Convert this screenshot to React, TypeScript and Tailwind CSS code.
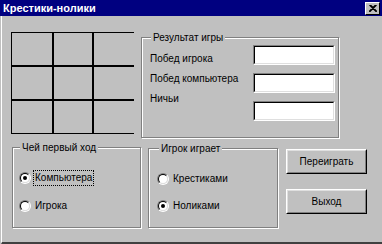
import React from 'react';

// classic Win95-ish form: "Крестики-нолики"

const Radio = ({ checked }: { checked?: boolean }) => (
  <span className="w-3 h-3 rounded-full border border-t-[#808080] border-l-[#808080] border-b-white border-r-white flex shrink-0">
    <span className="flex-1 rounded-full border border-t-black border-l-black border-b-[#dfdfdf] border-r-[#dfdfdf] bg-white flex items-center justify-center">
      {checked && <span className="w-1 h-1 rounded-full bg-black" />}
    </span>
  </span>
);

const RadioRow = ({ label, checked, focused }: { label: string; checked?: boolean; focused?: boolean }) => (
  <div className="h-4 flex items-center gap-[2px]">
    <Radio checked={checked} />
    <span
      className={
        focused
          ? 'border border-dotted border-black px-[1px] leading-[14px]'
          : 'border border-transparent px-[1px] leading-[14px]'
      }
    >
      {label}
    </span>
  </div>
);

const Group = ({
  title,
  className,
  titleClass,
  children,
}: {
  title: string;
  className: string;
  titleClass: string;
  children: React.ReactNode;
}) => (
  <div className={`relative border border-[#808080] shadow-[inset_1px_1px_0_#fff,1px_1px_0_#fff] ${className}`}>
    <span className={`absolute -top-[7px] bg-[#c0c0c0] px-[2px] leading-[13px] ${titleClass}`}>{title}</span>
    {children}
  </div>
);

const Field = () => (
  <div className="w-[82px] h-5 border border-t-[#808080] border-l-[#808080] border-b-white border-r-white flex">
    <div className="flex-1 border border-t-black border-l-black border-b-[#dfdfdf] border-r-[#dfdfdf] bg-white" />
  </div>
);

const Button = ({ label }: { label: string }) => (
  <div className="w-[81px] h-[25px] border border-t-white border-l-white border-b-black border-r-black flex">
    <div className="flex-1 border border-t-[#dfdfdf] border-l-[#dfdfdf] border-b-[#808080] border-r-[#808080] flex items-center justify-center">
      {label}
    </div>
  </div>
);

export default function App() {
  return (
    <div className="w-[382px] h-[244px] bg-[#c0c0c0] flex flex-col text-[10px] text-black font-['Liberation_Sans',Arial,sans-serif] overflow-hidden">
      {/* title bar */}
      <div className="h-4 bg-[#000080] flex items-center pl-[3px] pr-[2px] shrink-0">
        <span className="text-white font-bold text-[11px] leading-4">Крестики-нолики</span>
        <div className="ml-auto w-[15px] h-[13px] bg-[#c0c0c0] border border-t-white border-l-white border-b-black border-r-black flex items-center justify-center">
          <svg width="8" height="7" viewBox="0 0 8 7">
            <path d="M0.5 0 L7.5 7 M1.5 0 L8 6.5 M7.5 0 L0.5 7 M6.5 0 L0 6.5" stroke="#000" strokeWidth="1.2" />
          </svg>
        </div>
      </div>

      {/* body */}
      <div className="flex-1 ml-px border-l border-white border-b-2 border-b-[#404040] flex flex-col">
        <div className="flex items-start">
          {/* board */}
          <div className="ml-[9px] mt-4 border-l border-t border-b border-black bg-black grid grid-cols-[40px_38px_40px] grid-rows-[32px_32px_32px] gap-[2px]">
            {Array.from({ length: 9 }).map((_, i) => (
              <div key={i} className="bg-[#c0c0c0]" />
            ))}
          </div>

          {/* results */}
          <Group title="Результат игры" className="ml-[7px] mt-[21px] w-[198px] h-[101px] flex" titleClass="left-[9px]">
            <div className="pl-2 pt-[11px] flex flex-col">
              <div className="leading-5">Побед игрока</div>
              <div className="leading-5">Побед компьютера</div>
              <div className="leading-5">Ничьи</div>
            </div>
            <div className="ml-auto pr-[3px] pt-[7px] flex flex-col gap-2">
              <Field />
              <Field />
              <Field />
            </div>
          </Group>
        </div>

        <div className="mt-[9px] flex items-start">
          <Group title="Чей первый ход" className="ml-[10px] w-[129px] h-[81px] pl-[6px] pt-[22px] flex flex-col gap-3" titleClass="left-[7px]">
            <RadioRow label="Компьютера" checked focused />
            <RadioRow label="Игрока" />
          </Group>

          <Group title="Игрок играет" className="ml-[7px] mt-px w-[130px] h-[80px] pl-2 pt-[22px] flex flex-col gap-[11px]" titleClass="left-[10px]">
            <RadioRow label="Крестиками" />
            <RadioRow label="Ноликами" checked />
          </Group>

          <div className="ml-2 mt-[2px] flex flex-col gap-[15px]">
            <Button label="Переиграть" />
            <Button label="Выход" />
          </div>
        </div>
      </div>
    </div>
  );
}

• **What you have to do**:
Transcribe the full listing above exactly as it stands, minus the pictures.

• **Response**:
Convert this screenshot to React, TypeScript and Tailwind CSS code.
import React from 'react';

// classic Win95-ish form: "Крестики-нолики"

const Radio = ({ checked }: { checked?: boolean }) => (
  <span className="w-3 h-3 rounded-full border border-t-[#808080] border-l-[#808080] border-b-white border-r-white flex shrink-0">
    <span className="flex-1 rounded-full border border-t-black border-l-black border-b-[#dfdfdf] border-r-[#dfdfdf] bg-white flex items-center justify-center">
      {checked && <span className="w-1 h-1 rounded-full bg-black" />}
    </span>
  </span>
);

const RadioRow = ({ label, checked, focused }: { label: string; checked?: boolean; focused?: boolean }) => (
  <div className="h-4 flex items-center gap-[2px]">
    <Radio checked={checked} />
    <span
      className={
        focused
          ? 'border border-dotted border-black px-[1px] leading-[14px]'
          : 'border border-transparent px-[1px] leading-[14px]'
      }
    >
      {label}
    </span>
  </div>
);

const Group = ({
  title,
  className,
  titleClass,
  children,
}: {
  title: string;
  className: string;
  titleClass: string;
  children: React.ReactNode;
}) => (
  <div className={`relative border border-[#808080] shadow-[inset_1px_1px_0_#fff,1px_1px_0_#fff] ${className}`}>
    <span className={`absolute -top-[7px] bg-[#c0c0c0] px-[2px] leading-[13px] ${titleClass}`}>{title}</span>
    {children}
  </div>
);

const Field = () => (
  <div className="w-[82px] h-5 border border-t-[#808080] border-l-[#808080] border-b-white border-r-white flex">
    <div className="flex-1 border border-t-black border-l-black border-b-[#dfdfdf] border-r-[#dfdfdf] bg-white" />
  </div>
);

const Button = ({ label }: { label: string }) => (
  <div className="w-[81px] h-[25px] border border-t-white border-l-white border-b-black border-r-black flex">
    <div className="flex-1 border border-t-[#dfdfdf] border-l-[#dfdfdf] border-b-[#808080] border-r-[#808080] flex items-center justify-center">
      {label}
    </div>
  </div>
);

export default function App() {
  return (
    <div className="w-[382px] h-[244px] bg-[#c0c0c0] flex flex-col text-[10px] text-black font-['Liberation_Sans',Arial,sans-serif] overflow-hidden">
      {/* title bar */}
      <div className="h-4 bg-[#000080] flex items-center pl-[3px] pr-[2px] shrink-0">
        <span className="text-white font-bold text-[11px] leading-4">Крестики-нолики</span>
        <div className="ml-auto w-[15px] h-[13px] bg-[#c0c0c0] border border-t-white border-l-white border-b-black border-r-black flex items-center justify-center">
          <svg width="8" height="7" viewBox="0 0 8 7">
            <path d="M0.5 0 L7.5 7 M1.5 0 L8 6.5 M7.5 0 L0.5 7 M6.5 0 L0 6.5" stroke="#000" strokeWidth="1.2" />
          </svg>
        </div>
      </div>

      {/* body */}
      <div className="flex-1 ml-px border-l border-white border-b-2 border-b-[#404040] flex flex-col">
        <div className="flex items-start">
          {/* board */}
          <div className="ml-[9px] mt-4 border-l border-t border-b border-black bg-black grid grid-cols-[40px_38px_40px] grid-rows-[32px_32px_32px] gap-[2px]">
            {Array.from({ length: 9 }).map((_, i) => (
              <div key={i} className="bg-[#c0c0c0]" />
            ))}
          </div>

          {/* results */}
          <Group title="Результат игры" className="ml-[7px] mt-[21px] w-[198px] h-[101px] flex" titleClass="left-[9px]">
            <div className="pl-2 pt-[11px] flex flex-col">
              <div className="leading-5">Побед игрока</div>
              <div className="leading-5">Побед компьютера</div>
              <div className="leading-5">Ничьи</div>
            </div>
            <div className="ml-auto pr-[3px] pt-[7px] flex flex-col gap-2">
              <Field />
              <Field />
              <Field />
            </div>
          </Group>
        </div>

        <div className="mt-[9px] flex items-start">
          <Group title="Чей первый ход" className="ml-[10px] w-[129px] h-[81px] pl-[6px] pt-[22px] flex flex-col gap-3" titleClass="left-[7px]">
            <RadioRow label="Компьютера" checked focused />
            <RadioRow label="Игрока" />
          </Group>

          <Group title="Игрок играет" className="ml-[7px] mt-px w-[130px] h-[80px] pl-2 pt-[22px] flex flex-col gap-[11px]" titleClass="left-[10px]">
            <RadioRow label="Крестиками" />
            <RadioRow label="Ноликами" checked />
          </Group>

          <div className="ml-2 mt-[2px] flex flex-col gap-[15px]">
            <Button label="Переиграть" />
            <Button label="Выход" />
          </div>
        </div>
      </div>
    </div>
  );
}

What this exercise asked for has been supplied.